A wax-sealed year-end appeal achieves three things that a standard appeal envelope cannot:
- It gets opened first. When a donor sorts through a stack of December mail -- holiday cards, catalogs, bills, and fundraising appeals -- the wax-sealed letter commands attention. It does not look like a fundraising appeal. It looks like a personal, significant communication. The psychology of physical mail ensures that the sealed letter gets opened before the standard envelopes.
- It gets read completely. The act of breaking a wax seal creates a moment of ceremony that frames the reading experience. The donor does not skim a wax-sealed letter. They read it. For a year-end appeal that depends on storytelling and emotional connection, complete reading is the difference between a gift and no gift.

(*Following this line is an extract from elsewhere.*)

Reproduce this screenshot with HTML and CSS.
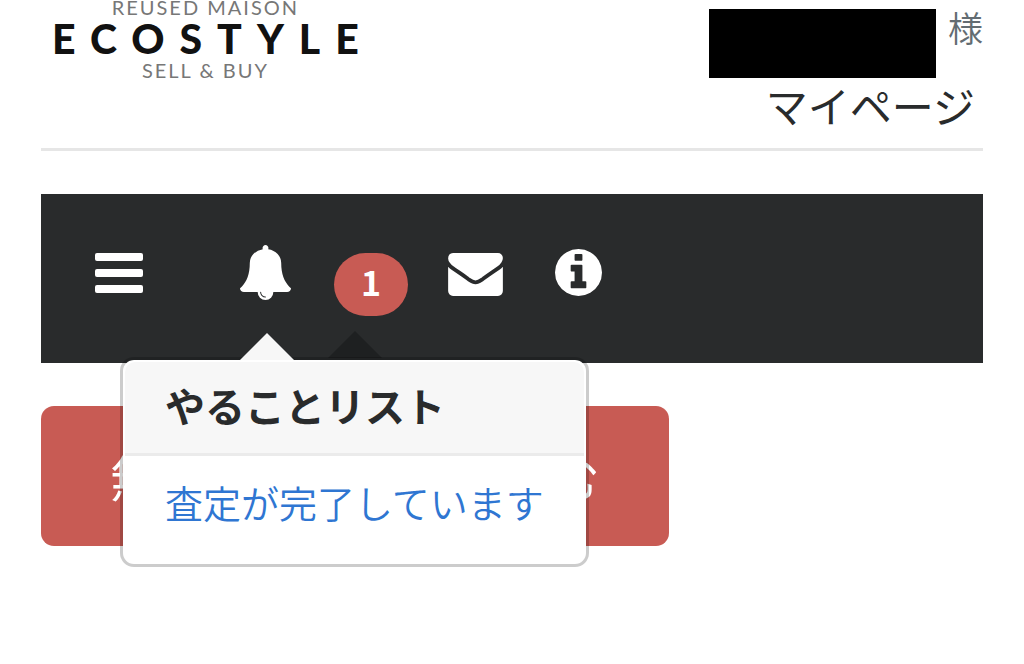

- It signals investment. A donor who receives a wax-sealed letter on premium paper understands that the organization invested in this communication. That investment triggers reciprocity -- the donor feels compelled to match the organization's effort with their own contribution. The premium format also communicates organizational quality: "If they invest in how they communicate, they invest in how they serve."
At $8 per letter, a wax-sealed year-end appeal to 500 donors costs $4,000. If the premium format increases your response rate from 7% to 12% (a 71% lift) and increases your average gift from $75 to $125 (a 67% lift), the revenue impact is dramatic. Standard format: 500 x 7% x $75 = $2,625. Premium format: 500 x 12% x $125 = $7,500. The $4,000 investment generates $4,875 in additional revenue, a 122% return on the incremental spend.
Year-end fundraising is a competition for attention, and the organizations that win that competition are the ones that reach donors through channels and formats that stand out from the noise. Direct mail outperforms email in December because it does not compete in the overcrowded inbox. Premium wax-sealed letters outperform standard mail because they do not compete in the stack of generic envelopes. In the most important fundraising window of the year, the format of your appeal is a strategic decision that directly impacts your revenue.